_EXERCISE DETAILS_
Only lines with the string "components" matter here; gather them from the material below.

(Records with interface code)
##############################

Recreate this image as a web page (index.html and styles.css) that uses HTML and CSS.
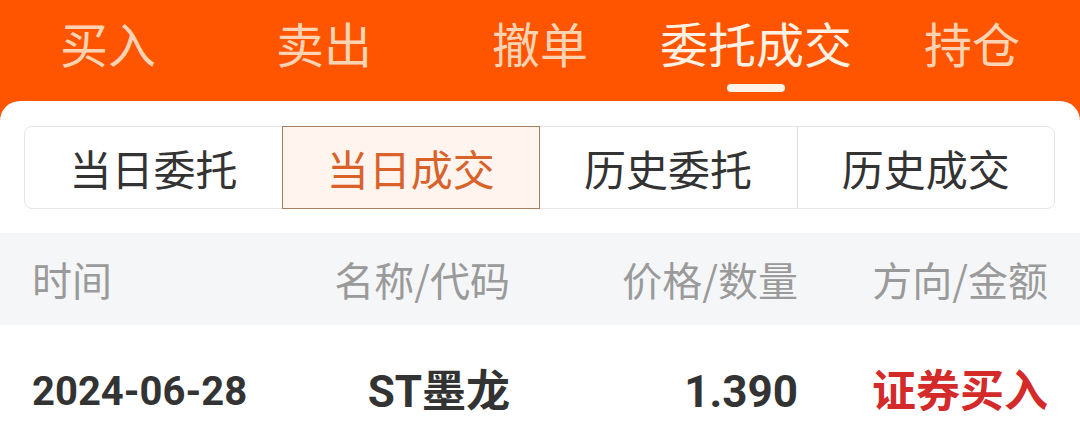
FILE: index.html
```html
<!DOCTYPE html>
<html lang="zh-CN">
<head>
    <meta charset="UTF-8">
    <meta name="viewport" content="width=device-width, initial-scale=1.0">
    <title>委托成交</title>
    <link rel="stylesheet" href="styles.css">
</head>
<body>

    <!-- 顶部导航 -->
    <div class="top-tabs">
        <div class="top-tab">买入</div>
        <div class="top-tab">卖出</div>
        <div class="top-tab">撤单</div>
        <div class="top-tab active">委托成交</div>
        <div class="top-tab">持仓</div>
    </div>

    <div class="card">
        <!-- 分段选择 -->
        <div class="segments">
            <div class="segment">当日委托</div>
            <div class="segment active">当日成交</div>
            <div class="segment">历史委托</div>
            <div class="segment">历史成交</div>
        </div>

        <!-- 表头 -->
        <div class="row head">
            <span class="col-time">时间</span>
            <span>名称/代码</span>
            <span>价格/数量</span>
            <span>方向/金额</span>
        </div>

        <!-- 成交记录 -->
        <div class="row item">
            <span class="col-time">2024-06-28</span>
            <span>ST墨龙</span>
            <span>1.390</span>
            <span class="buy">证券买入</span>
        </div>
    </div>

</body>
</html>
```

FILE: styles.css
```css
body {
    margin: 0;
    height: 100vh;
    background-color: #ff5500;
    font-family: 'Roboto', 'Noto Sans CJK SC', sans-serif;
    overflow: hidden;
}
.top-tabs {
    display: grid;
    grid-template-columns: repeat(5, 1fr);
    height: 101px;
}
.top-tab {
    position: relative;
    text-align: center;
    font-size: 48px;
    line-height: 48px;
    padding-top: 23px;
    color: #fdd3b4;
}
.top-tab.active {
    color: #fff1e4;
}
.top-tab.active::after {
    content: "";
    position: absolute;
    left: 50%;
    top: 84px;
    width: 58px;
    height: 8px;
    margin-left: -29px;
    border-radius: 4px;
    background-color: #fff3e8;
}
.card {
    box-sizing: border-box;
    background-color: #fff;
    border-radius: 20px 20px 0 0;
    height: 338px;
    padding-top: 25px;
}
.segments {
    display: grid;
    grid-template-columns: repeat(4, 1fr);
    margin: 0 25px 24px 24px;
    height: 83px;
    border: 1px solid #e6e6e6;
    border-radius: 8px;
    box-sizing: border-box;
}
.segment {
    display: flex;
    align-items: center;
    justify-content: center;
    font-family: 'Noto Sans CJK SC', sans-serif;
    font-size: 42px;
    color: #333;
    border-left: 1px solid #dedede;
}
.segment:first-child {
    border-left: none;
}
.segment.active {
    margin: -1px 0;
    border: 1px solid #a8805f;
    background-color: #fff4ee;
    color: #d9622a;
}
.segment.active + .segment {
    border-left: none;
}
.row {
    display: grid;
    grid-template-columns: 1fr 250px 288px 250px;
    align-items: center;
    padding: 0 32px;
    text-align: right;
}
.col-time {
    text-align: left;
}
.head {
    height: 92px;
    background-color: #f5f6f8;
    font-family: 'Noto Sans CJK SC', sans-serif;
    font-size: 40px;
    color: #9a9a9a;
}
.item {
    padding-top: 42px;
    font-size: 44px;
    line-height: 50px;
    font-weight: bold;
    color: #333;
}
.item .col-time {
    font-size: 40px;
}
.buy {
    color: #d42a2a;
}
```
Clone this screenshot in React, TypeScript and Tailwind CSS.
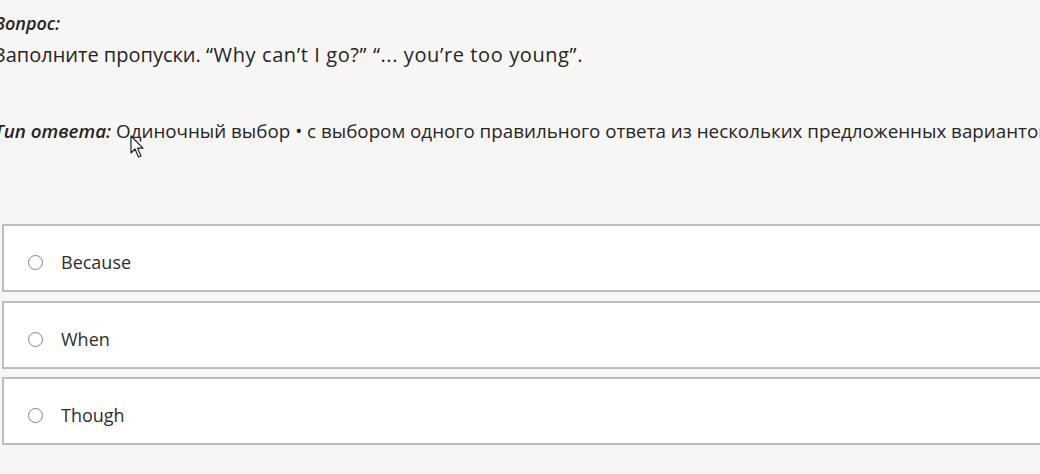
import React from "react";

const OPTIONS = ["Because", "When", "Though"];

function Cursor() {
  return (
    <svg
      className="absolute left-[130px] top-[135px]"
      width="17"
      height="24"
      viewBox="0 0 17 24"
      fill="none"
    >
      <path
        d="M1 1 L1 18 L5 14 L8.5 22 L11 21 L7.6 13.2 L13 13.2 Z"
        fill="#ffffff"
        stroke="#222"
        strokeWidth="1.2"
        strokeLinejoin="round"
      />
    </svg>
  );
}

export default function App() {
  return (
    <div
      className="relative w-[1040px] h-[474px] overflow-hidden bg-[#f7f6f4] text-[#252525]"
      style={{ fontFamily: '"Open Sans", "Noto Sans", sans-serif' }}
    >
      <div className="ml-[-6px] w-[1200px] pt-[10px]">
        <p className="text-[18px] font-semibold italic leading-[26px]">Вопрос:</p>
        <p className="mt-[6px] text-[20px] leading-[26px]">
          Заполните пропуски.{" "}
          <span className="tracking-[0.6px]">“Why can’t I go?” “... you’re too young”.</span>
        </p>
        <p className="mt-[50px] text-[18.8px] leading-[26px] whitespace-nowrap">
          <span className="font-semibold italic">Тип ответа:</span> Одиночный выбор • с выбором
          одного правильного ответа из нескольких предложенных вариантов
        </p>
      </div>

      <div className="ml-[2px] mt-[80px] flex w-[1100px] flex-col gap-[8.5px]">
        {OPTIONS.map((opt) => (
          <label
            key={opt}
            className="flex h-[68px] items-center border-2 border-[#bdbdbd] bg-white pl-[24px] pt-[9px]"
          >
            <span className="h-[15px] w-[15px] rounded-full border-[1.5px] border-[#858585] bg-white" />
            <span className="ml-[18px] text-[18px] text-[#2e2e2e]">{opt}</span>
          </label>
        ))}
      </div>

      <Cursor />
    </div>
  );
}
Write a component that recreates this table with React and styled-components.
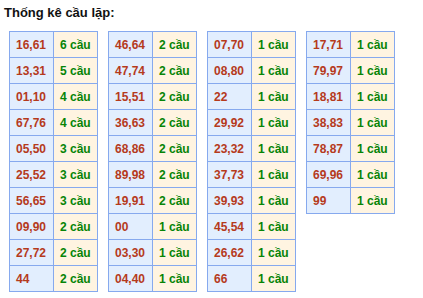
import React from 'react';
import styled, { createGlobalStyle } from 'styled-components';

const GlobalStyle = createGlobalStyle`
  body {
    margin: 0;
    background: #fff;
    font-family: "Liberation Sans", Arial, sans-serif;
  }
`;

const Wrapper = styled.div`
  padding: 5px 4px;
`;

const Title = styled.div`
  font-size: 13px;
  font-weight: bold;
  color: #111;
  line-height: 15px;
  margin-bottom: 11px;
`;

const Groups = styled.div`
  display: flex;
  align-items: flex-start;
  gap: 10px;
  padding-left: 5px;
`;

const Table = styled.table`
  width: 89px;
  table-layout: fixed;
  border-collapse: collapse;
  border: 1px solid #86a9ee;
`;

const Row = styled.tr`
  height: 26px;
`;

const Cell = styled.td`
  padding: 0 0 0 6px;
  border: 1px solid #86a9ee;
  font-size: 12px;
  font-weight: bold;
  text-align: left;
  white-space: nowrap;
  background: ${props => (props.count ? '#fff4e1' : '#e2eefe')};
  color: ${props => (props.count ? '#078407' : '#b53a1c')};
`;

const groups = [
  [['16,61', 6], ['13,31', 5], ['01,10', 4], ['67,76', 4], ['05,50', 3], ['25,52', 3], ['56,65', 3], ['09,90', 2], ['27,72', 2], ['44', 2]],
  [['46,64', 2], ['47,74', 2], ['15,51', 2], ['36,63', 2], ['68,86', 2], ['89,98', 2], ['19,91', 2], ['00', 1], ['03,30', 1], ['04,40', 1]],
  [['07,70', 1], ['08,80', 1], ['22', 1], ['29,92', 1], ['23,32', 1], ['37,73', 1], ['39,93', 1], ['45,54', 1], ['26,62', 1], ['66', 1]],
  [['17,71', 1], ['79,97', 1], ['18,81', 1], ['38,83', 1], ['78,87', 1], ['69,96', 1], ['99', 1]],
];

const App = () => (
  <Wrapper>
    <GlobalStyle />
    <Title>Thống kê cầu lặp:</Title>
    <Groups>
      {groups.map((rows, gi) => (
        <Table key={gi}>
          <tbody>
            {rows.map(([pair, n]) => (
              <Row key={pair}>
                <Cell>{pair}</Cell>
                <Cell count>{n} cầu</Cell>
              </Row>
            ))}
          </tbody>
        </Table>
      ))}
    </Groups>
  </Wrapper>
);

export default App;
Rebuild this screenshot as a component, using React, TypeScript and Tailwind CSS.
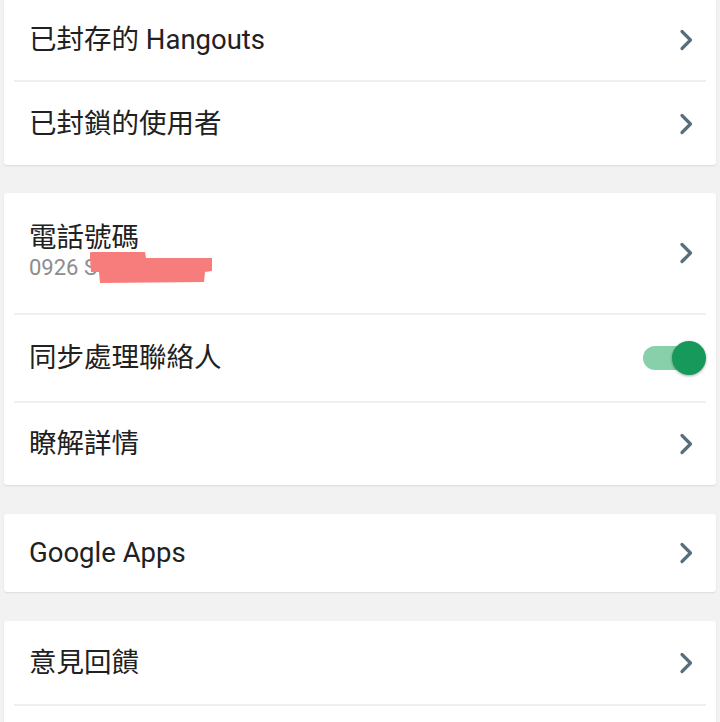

##############################

_ANSWER IN FULL_
Write a component that recreates this table with React and styled-components.
import styled, { createGlobalStyle } from 'styled-components';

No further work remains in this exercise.